Problem requirements: Repeat the listing word for word. No pictures belong in the copy.

Material provided:
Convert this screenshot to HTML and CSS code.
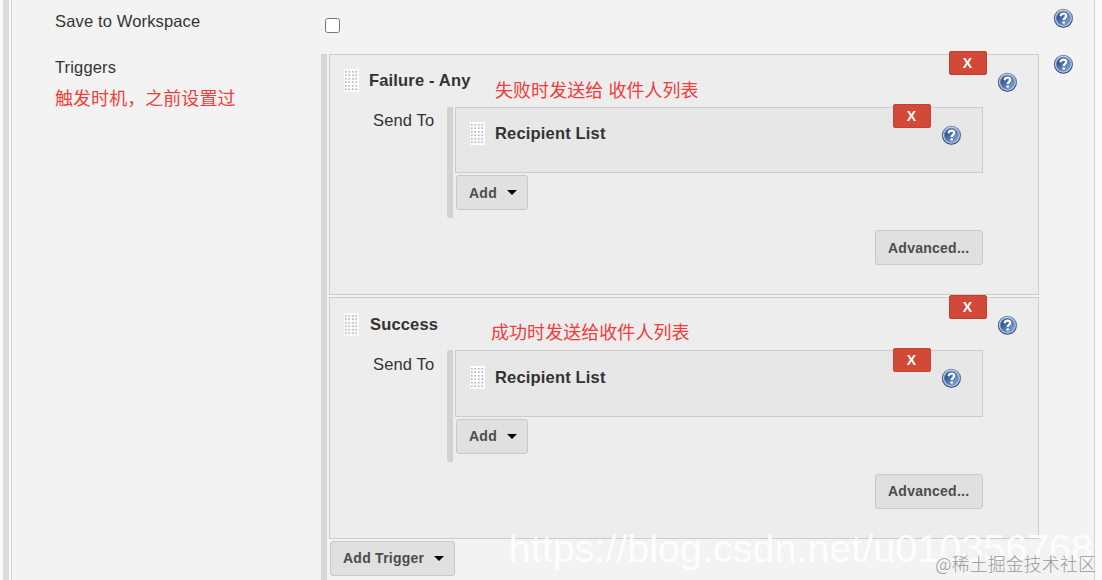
FILE: index.html
```html
<!DOCTYPE html>
<html lang="en">
<head>
    <meta charset="UTF-8" />
    <title>Editable Email Notification</title>
    <link rel="stylesheet" href="styles.css">
</head>
<body>
    <!-- shared icons -->
    <svg class="defs" width="0" height="0">
        <defs>
            <linearGradient id="ball" x1="0" y1="0" x2="1" y2="1">
                <stop offset="0.25" stop-color="#2f5596" />
                <stop offset="1" stop-color="#91b3dc" />
            </linearGradient>
            <linearGradient id="rim" x1="0" y1="0" x2="0" y2="1">
                <stop offset="0" stop-color="#7088b2" />
                <stop offset="1" stop-color="#243f78" />
            </linearGradient>
        </defs>
        <symbol id="help" viewBox="0 0 20 20">
            <circle cx="10.4" cy="10.3" r="9" fill="#c3d2e6" stroke="url(#rim)" stroke-width="1.1" />
            <circle cx="10.4" cy="10.3" r="7" fill="url(#ball)" stroke="#6484b5" stroke-width="0.6" />
            <path d="M7.6 8.2C7.7 6.4 8.9 5.6 10.5 5.6c1.7 0 2.7 0.9 2.7 2.2 0 1.9-2.5 2.1-2.5 4.1" fill="none" stroke="#fff" stroke-width="2.3" />
            <circle cx="10.7" cy="14.5" r="1.3" fill="#fff" />
        </symbol>
    </svg>
    <div class="rail"></div>
    <main class="panel">
        <section class="row save">
            <label for="save">Save to Workspace</label>
            <div class="setting"><input type="checkbox" id="save"></div>
            <svg class="help"><use href="#help" /></svg>
        </section>
        <section class="row triggers">
            <div class="label">
                Triggers
                <p class="note">触发时机，之前设置过</p>
            </div>
            <div class="setting list">
                <article class="trigger">
                    <button class="delete">X</button>
                    <svg class="help inner"><use href="#help" /></svg>
                    <h2><i class="grip"></i>Failure - Any</h2>
                    <p class="note over first">失败时发送给 收件人列表</p>
                    <div class="send">
                        <span class="send-label">Send To</span>
                        <div class="recipients">
                            <div class="recipient">
                                <button class="delete">X</button>
                                <svg class="help inner"><use href="#help" /></svg>
                                <h3><i class="grip"></i>Recipient List</h3>
                            </div>
                            <button class="btn">Add <i class="caret"></i></button>
                        </div>
                    </div>
                    <button class="btn advanced">Advanced...</button>
                </article>
                <article class="trigger second">
                    <button class="delete">X</button>
                    <svg class="help inner"><use href="#help" /></svg>
                    <h2><i class="grip"></i>Success</h2>
                    <p class="note over last">成功时发送给收件人列表</p>
                    <div class="send">
                        <span class="send-label">Send To</span>
                        <div class="recipients">
                            <div class="recipient">
                                <button class="delete">X</button>
                                <svg class="help inner"><use href="#help" /></svg>
                                <h3><i class="grip"></i>Recipient List</h3>
                            </div>
                            <button class="btn">Add <i class="caret"></i></button>
                        </div>
                    </div>
                    <button class="btn advanced">Advanced...</button>
                </article>
                <button class="btn add-trigger">Add Trigger <i class="caret"></i></button>
            </div>
            <svg class="help"><use href="#help" /></svg>
        </section>
    </main>
    <p class="mark url">https://blog.csdn.net/u010356768</p>
    <p class="mark site">@稀土掘金技术社区</p>
</body>
</html>
```
FILE: styles.css
```css
* {
    margin: 0;
    padding: 0;
    box-sizing: border-box;
}
body {
    position: relative;
    display: flex;
    gap: 2px;
    height: 580px;
    padding: 0 7px 0 3px;
    overflow: hidden;
    background-color: #fafafa;
    color: #333;
    font: 16.5px/20px "Liberation Sans", "Noto Sans CJK SC", sans-serif;
    letter-spacing: 0.15px;
}
.defs {
    position: absolute;
}
.rail {
    width: 6px;
    background-color: #dcdcdc;
}
.panel {
    flex: 1;
    height: 580px;
    overflow: hidden;
    border: solid #d2d2d2;
    border-width: 0 1px;
    background-color: #f3f3f3;
}
.row {
    display: grid;
    grid-template-columns: 266px 732px 20px;
    padding-left: 43px;
}
.save {
    height: 54px;
    padding-top: 11px;
}
.save > .help {
    margin-top: -3px;
}
.save input {
    display: block;
    width: 15px;
    height: 15px;
    margin: 7px 0 0 4px;
}
.label {
    padding-top: 3px;
}
.note {
    color: #f03c3c;
    font: 18px/26px "Noto Sans CJK SC", sans-serif;
    letter-spacing: 0.05px;
    white-space: nowrap;
}
.label .note {
    margin-top: 7px;
}
.help {
    width: 20px;
    height: 20px;
}
.list {
    width: 718px;
    height: 540px;
    padding-left: 2px;
    border-left: 6px solid #d6d6d6;
}
.trigger {
    position: relative;
    height: 241px;
    margin-bottom: 2px;
    padding: 15px 55px 0 14px;
    border: 1px solid #ccc;
    background-color: #ededed;
}
.trigger.second {
    height: 242px;
    padding-top: 16px;
}
h2,
h3 {
    display: flex;
    align-items: center;
    gap: 10px;
    height: 20px;
    font-size: 16.5px;
    letter-spacing: 0.17px;
}
.second h2 {
    gap: 11px;
}
.grip {
    width: 15px;
    height: 23px;
    background: radial-gradient(circle, #bbb 0.8px, #fff 1.3px) 0 1px / 3.5px 3.5px;
}
.send {
    display: flex;
    justify-content: space-between;
    margin-top: 17px;
    padding-left: 29px;
}
.second .send {
    margin-top: 16px;
}
.send-label {
    padding-top: 3px;
}
.second .send-label {
    padding-top: 4px;
}
.recipients {
    width: 536px;
    height: 111px;
    padding-left: 2px;
    border-left: 6px solid #d2d2d2;
    border-radius: 2px;
}
.second .recipients {
    height: 112px;
}
.recipient {
    position: relative;
    height: 66px;
    margin-bottom: 2px;
    padding: 15px 0 0 14px;
    border: 1px solid #ccc;
    background-color: #e7e7e7;
}
.second .recipient {
    height: 67px;
    padding-top: 16px;
}
.btn {
    display: flex;
    align-items: center;
    height: 35px;
    padding: 0 12px;
    border: 1px solid #c9c9c9;
    border-radius: 3px;
    background-color: #e0e0e0;
    color: #4c4c4c;
    font: bold 14px/20px "Liberation Sans", sans-serif;
    letter-spacing: 0.25px;
}
.recipients .btn {
    width: 72px;
    margin-left: 1px;
}
.second .btn,
.add-trigger {
    padding-bottom: 1px;
}
.caret {
    margin-left: auto;
    margin-right: -2px;
    border: 5px solid transparent;
    border-top-color: #000;
    border-bottom: 0;
}
.advanced {
    width: 108px;
    margin: 12px 0 0 auto;
}
.add-trigger {
    width: 125px;
    margin-left: 1px;
}
/* sits over the top border of its box */
.delete {
    position: absolute;
    top: -4px;
    right: 51px;
    width: 38px;
    height: 24px;
    padding-right: 1px;
    border: 1px solid #c4402f;
    border-radius: 2px;
    background-color: #d24939;
    color: #fff;
    font: bold 14px/20px "Liberation Sans", sans-serif;
}
.second .delete {
    top: -3px;
}
.help.inner {
    position: absolute;
    top: 17px;
    right: 21px;
}
.note.over {
    position: absolute;
    left: 165px;
    top: 21px;
}
.note.first {
    word-spacing: 1px;
}
.note.last {
    left: 161px;
    top: 20px;
}
.mark {
    position: absolute;
    white-space: nowrap;
}
.url {
    right: 9px;
    top: 526px;
    color: rgba(255, 255, 255, 0.85);
    font-size: 39.5px;
    line-height: 44px;
    letter-spacing: 0;
}
.site {
    right: 6px;
    top: 550px;
    color: #999;
    font: 300 17.9px/26px "Noto Sans CJK SC", sans-serif;
}
```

Task result:
Convert this screenshot to HTML and CSS code.
FILE: index.html
```html
<!DOCTYPE html>
<html lang="en">
<head>
    <meta charset="UTF-8" />
    <title>Editable Email Notification</title>
    <link rel="stylesheet" href="styles.css">
</head>
<body>
    <!-- shared icons -->
    <svg class="defs" width="0" height="0">
        <defs>
            <linearGradient id="ball" x1="0" y1="0" x2="1" y2="1">
                <stop offset="0.25" stop-color="#2f5596" />
                <stop offset="1" stop-color="#91b3dc" />
            </linearGradient>
            <linearGradient id="rim" x1="0" y1="0" x2="0" y2="1">
                <stop offset="0" stop-color="#7088b2" />
                <stop offset="1" stop-color="#243f78" />
            </linearGradient>
        </defs>
        <symbol id="help" viewBox="0 0 20 20">
            <circle cx="10.4" cy="10.3" r="9" fill="#c3d2e6" stroke="url(#rim)" stroke-width="1.1" />
            <circle cx="10.4" cy="10.3" r="7" fill="url(#ball)" stroke="#6484b5" stroke-width="0.6" />
            <path d="M7.6 8.2C7.7 6.4 8.9 5.6 10.5 5.6c1.7 0 2.7 0.9 2.7 2.2 0 1.9-2.5 2.1-2.5 4.1" fill="none" stroke="#fff" stroke-width="2.3" />
            <circle cx="10.7" cy="14.5" r="1.3" fill="#fff" />
        </symbol>
    </svg>
    <div class="rail"></div>
    <main class="panel">
        <section class="row save">
            <label for="save">Save to Workspace</label>
            <div class="setting"><input type="checkbox" id="save"></div>
            <svg class="help"><use href="#help" /></svg>
        </section>
        <section class="row triggers">
            <div class="label">
                Triggers
                <p class="note">触发时机，之前设置过</p>
            </div>
            <div class="setting list">
                <article class="trigger">
                    <button class="delete">X</button>
                    <svg class="help inner"><use href="#help" /></svg>
                    <h2><i class="grip"></i>Failure - Any</h2>
                    <p class="note over first">失败时发送给 收件人列表</p>
                    <div class="send">
                        <span class="send-label">Send To</span>
                        <div class="recipients">
                            <div class="recipient">
                                <button class="delete">X</button>
                                <svg class="help inner"><use href="#help" /></svg>
                                <h3><i class="grip"></i>Recipient List</h3>
                            </div>
                            <button class="btn">Add <i class="caret"></i></button>
                        </div>
                    </div>
                    <button class="btn advanced">Advanced...</button>
                </article>
                <article class="trigger second">
                    <button class="delete">X</button>
                    <svg class="help inner"><use href="#help" /></svg>
                    <h2><i class="grip"></i>Success</h2>
                    <p class="note over last">成功时发送给收件人列表</p>
                    <div class="send">
                        <span class="send-label">Send To</span>
                        <div class="recipients">
                            <div class="recipient">
                                <button class="delete">X</button>
                                <svg class="help inner"><use href="#help" /></svg>
                                <h3><i class="grip"></i>Recipient List</h3>
                            </div>
                            <button class="btn">Add <i class="caret"></i></button>
                        </div>
                    </div>
                    <button class="btn advanced">Advanced...</button>
                </article>
                <button class="btn add-trigger">Add Trigger <i class="caret"></i></button>
            </div>
            <svg class="help"><use href="#help" /></svg>
        </section>
    </main>
    <p class="mark url">https://blog.csdn.net/u010356768</p>
    <p class="mark site">@稀土掘金技术社区</p>
</body>
</html>
```
FILE: styles.css
```css
* {
    margin: 0;
    padding: 0;
    box-sizing: border-box;
}
body {
    position: relative;
    display: flex;
    gap: 2px;
    height: 580px;
    padding: 0 7px 0 3px;
    overflow: hidden;
    background-color: #fafafa;
    color: #333;
    font: 16.5px/20px "Liberation Sans", "Noto Sans CJK SC", sans-serif;
    letter-spacing: 0.15px;
}
.defs {
    position: absolute;
}
.rail {
    width: 6px;
    background-color: #dcdcdc;
}
.panel {
    flex: 1;
    height: 580px;
    overflow: hidden;
    border: solid #d2d2d2;
    border-width: 0 1px;
    background-color: #f3f3f3;
}
.row {
    display: grid;
    grid-template-columns: 266px 732px 20px;
    padding-left: 43px;
}
.save {
    height: 54px;
    padding-top: 11px;
}
.save > .help {
    margin-top: -3px;
}
.save input {
    display: block;
    width: 15px;
    height: 15px;
    margin: 7px 0 0 4px;
}
.label {
    padding-top: 3px;
}
.note {
    color: #f03c3c;
    font: 18px/26px "Noto Sans CJK SC", sans-serif;
    letter-spacing: 0.05px;
    white-space: nowrap;
}
.label .note {
    margin-top: 7px;
}
.help {
    width: 20px;
    height: 20px;
}
.list {
    width: 718px;
    height: 540px;
    padding-left: 2px;
    border-left: 6px solid #d6d6d6;
}
.trigger {
    position: relative;
    height: 241px;
    margin-bottom: 2px;
    padding: 15px 55px 0 14px;
    border: 1px solid #ccc;
    background-color: #ededed;
}
.trigger.second {
    height: 242px;
    padding-top: 16px;
}
h2,
h3 {
    display: flex;
    align-items: center;
    gap: 10px;
    height: 20px;
    font-size: 16.5px;
    letter-spacing: 0.17px;
}
.second h2 {
    gap: 11px;
}
.grip {
    width: 15px;
    height: 23px;
    background: radial-gradient(circle, #bbb 0.8px, #fff 1.3px) 0 1px / 3.5px 3.5px;
}
.send {
    display: flex;
    justify-content: space-between;
    margin-top: 17px;
    padding-left: 29px;
}
.second .send {
    margin-top: 16px;
}
.send-label {
    padding-top: 3px;
}
.second .send-label {
    padding-top: 4px;
}
.recipients {
    width: 536px;
    height: 111px;
    padding-left: 2px;
    border-left: 6px solid #d2d2d2;
    border-radius: 2px;
}
.second .recipients {
    height: 112px;
}
.recipient {
    position: relative;
    height: 66px;
    margin-bottom: 2px;
    padding: 15px 0 0 14px;
    border: 1px solid #ccc;
    background-color: #e7e7e7;
}
.second .recipient {
    height: 67px;
    padding-top: 16px;
}
.btn {
    display: flex;
    align-items: center;
    height: 35px;
    padding: 0 12px;
    border: 1px solid #c9c9c9;
    border-radius: 3px;
    background-color: #e0e0e0;
    color: #4c4c4c;
    font: bold 14px/20px "Liberation Sans", sans-serif;
    letter-spacing: 0.25px;
}
.recipients .btn {
    width: 72px;
    margin-left: 1px;
}
.second .btn,
.add-trigger {
    padding-bottom: 1px;
}
.caret {
    margin-left: auto;
    margin-right: -2px;
    border: 5px solid transparent;
    border-top-color: #000;
    border-bottom: 0;
}
.advanced {
    width: 108px;
    margin: 12px 0 0 auto;
}
.add-trigger {
    width: 125px;
    margin-left: 1px;
}
/* sits over the top border of its box */
.delete {
    position: absolute;
    top: -4px;
    right: 51px;
    width: 38px;
    height: 24px;
    padding-right: 1px;
    border: 1px solid #c4402f;
    border-radius: 2px;
    background-color: #d24939;
    color: #fff;
    font: bold 14px/20px "Liberation Sans", sans-serif;
}
.second .delete {
    top: -3px;
}
.help.inner {
    position: absolute;
    top: 17px;
    right: 21px;
}
.note.over {
    position: absolute;
    left: 165px;
    top: 21px;
}
.note.first {
    word-spacing: 1px;
}
.note.last {
    left: 161px;
    top: 20px;
}
.mark {
    position: absolute;
    white-space: nowrap;
}
.url {
    right: 9px;
    top: 526px;
    color: rgba(255, 255, 255, 0.85);
    font-size: 39.5px;
    line-height: 44px;
    letter-spacing: 0;
}
.site {
    right: 6px;
    top: 550px;
    color: #999;
    font: 300 17.9px/26px "Noto Sans CJK SC", sans-serif;
}
```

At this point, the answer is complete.